SURF’S UP: 3 ½ STARS

Penguins are the new dogs. Not since the heyday of dog movies like Benji and Lassie has one species won over the hearts of so many. March of the Penguins was a left field hit a year or so ago and an R-rated parody of that movie, Farce of the Penguins, soon followed. The little furry birds have recently appeared in Happy Feet, Madagascar, the 3-2-1 Penguins series and even something called Penguins Behind Bars. Everybody loves penguins, but will they love penguins who surf? Disturbia star Shia LaBeouf is counting on it.

LeBeouf provides the voice for Cody Maverick, a young penguin who idolizes legendary surfer Big Z. When he is scouted to compete in the Big Z Memorial Surf Off he soon comes up against stiff competition in the form of Tank Evans, the surfing champion who beat Big Z, and forced him into taking his last, fatal ride on a surfboard.

After Cody takes a nasty spill he is rescued by lifeguard Lani (Zooey Deschanel) who introduces him to Zeke (real life surfer Jeff Bridges doing his best Big Lebowski routine). Turns out Zeke isn’t just a washed-up old surfer, he also has valuable life lessons— "It's not the destination, it's the journey,” and "Winning isn't everything,"—for his young protégé.

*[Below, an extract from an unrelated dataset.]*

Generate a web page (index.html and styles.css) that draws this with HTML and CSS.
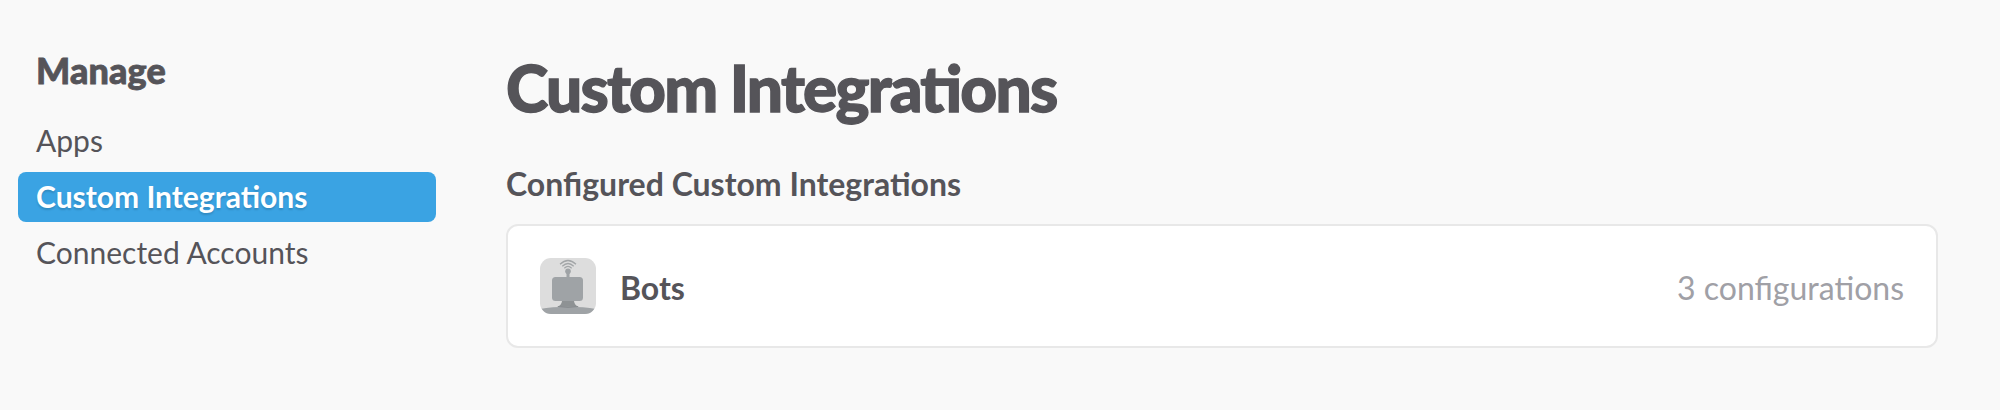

On the surface Surf’s Up doesn’t seem to offer much we haven’t seen before. There’s animated penguins, goofy sidekicks and lots of poop jokes, but Surf’s Up is a cut above the rest.

First of all is the style of the film. Instead of the usual animated movie approach, which is often the standard wide shot, close up, television framing, Surf’s Up takes it’s inspiration from documentary films and reality television. Jittery camera work is mixed with the usual documentary clichés—talking head interviews, confessionals and historical footage—to tell the story.

Imagine Dogtown and Z Boys and The Real World with penguins and you get the idea. It’s a simple, but effective trick and it separates Surf’s Up from the rest of the animated pack.

Kids might not get all the jokes—many are clearly aimed at mom and dad—but they will certainly love the surfing sequences, the jokes they understand and the penguins.

If this movie does well—and it deserves to—expect to see penguins in absolutely everything next year. Indiana Jones and the Dancing Penguins anyone?